I won’t call her out ;), but as we were sharing stories of our common challenges, one of the young women in this group made an incredible point (among the many made by the rest), that prompted me into this post.
She shared that she battled severe depression & anxiety for abt a yr, & to keep her busy, took up sewing & started to make stuffed animals. Jokingly she shared that these animals came out “wonky” bc of her concentration level (some w diff sized legs, arms, eyes in diff spots, ears asymmetrical, etc.). It occurred to her then, why don’t mass retailers sell what she ended up seeing as “cute & unique” looking animals, as opposed to the same-old, same-old? Wouldn’t those imperfections be a great lesson to teach our kids abt everyone being different & loving/appreciating the imperfections?

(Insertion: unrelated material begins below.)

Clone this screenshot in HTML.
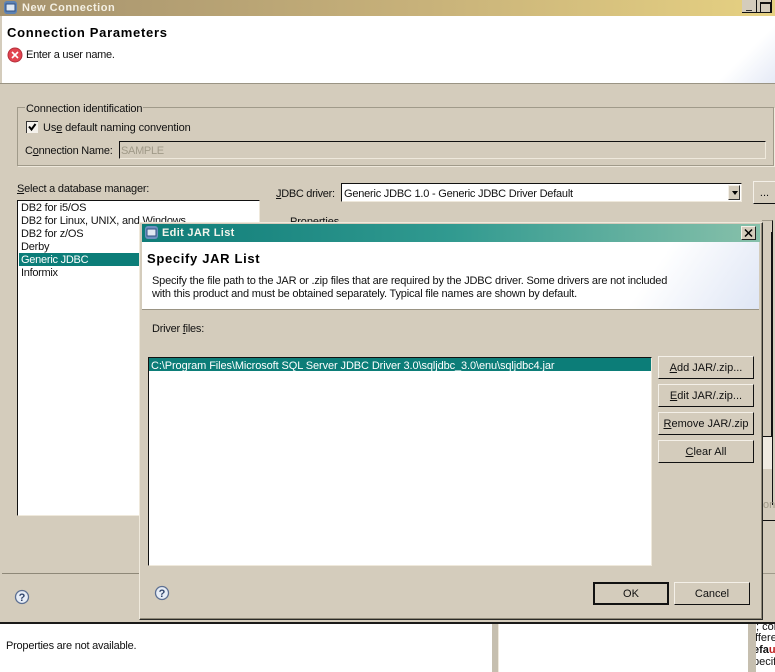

It got me thinking to dolls when I grew up. I’m not afraid to mention I got on the Cabbage Patch Dolls craze as a toddler. Then the Pound Puppies. After I “matured” it became Beanie Babies & American Girl Dolls.
I googled: imperfect dolls/stuffed animals. There have been some efforts – a doll called Etsy. Barbie attempted an “non-traditional” looking Barbie. But…even in thinking back to Pound Puppies (dogs from the POUND), other than a diff spot or color here/there, they were virtually all the same perfect proportion of cuteness.
I’m not a merchandiser. But coming off of news of a 9 yr old’s suicide from bullying…maybe there’s a lot we can learn from dolls/animals alone abt how we teach our kids to treat the differences we see in each other.